C. Money flow in a fraud-for profit scheme

Now change the money flow from a fraud-for-property to a fraud-for-profit scheme. The fraud for property scheme worked so well that we can just escalate the same scheme."

The MBA claims that all mortgage fraud can be divided into two mutually exclusive categories -- "fraud-for-property" v. "fraud-for-profit." As the "smoking gun" article implicitly admits, however, the "fraud-for-profit" scheme is purportedly simply an "escalated" version of "the same scheme" as the "fraud-for-property" scheme. The proverbial bottom line is that the banks and their CEOs are always the victim and never fraudulent.
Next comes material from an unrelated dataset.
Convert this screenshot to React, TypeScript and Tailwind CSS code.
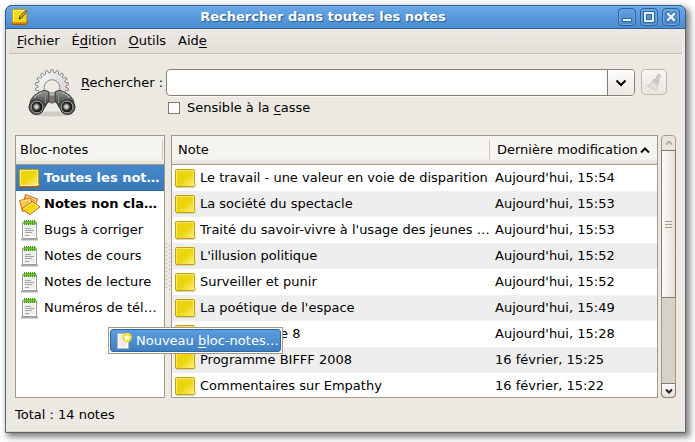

DOJ Gets "Money Flow" Wrong and Ignores Accounting Flows

The "smoking gun" article cites this passage as its core advice to AUSAs.

"Because mortgage fraud is all about the money, explaining to the jury how a fraudster can scam a bank by buying property and taking out loans is the key to a successful mortgage fraud prosecution.

Understanding the money flow is also a necessary starting point to any investigation."

First, the worst cases of mortgage fraud are not "all about the money." Frauds led by senior officers are also about ego, fame, reputation, and sometimes sex.

Second, the DOJ author ignores entirely the two vastly larger money flows arising from the fraud "recipe" for a lender. The most important money flows are executive and professional compensation. The latter suborns supposed "controls" and perverts them into the CEO's most valuable fraud allies. Executive compensation promptly makes the CEO wealthy through the "sure thing" of accounting fraud.

Third, all of this is driven by non-cash accounting flows. The record reported profits that are the "sure thing" of the fraud recipe are fictional. The bank will suffer terrible losses (unless it is bailed out), but the controlling officer can walk away wealthy.

The DOJ article misses all three points. The "money flow" she discusses is not "a necessary starting point to any investigation." It is useful in cases of external fraud by borrowers, but such frauds (1) would rarely occur if the bank were run prudently and (2) produce only a miniscule proportion of total mortgage fraud losses. It is essential to understand that external frauds overwhelmingly target lenders that are controlled by fraudulent CEOs. Sophisticated fraudulent borrowers understand that the CEOs have gutted the bank's normal underwriting protections and other internal and external controls that are exceptionally effective in preventing external mortgage fraud in order to aid the CEO's ability to loot the bank. This makes banks controlled by fraudulent managers the most tempting fraud targets for sophisticated borrowers.

Conclusion: "They've Got to be Carefully Taught"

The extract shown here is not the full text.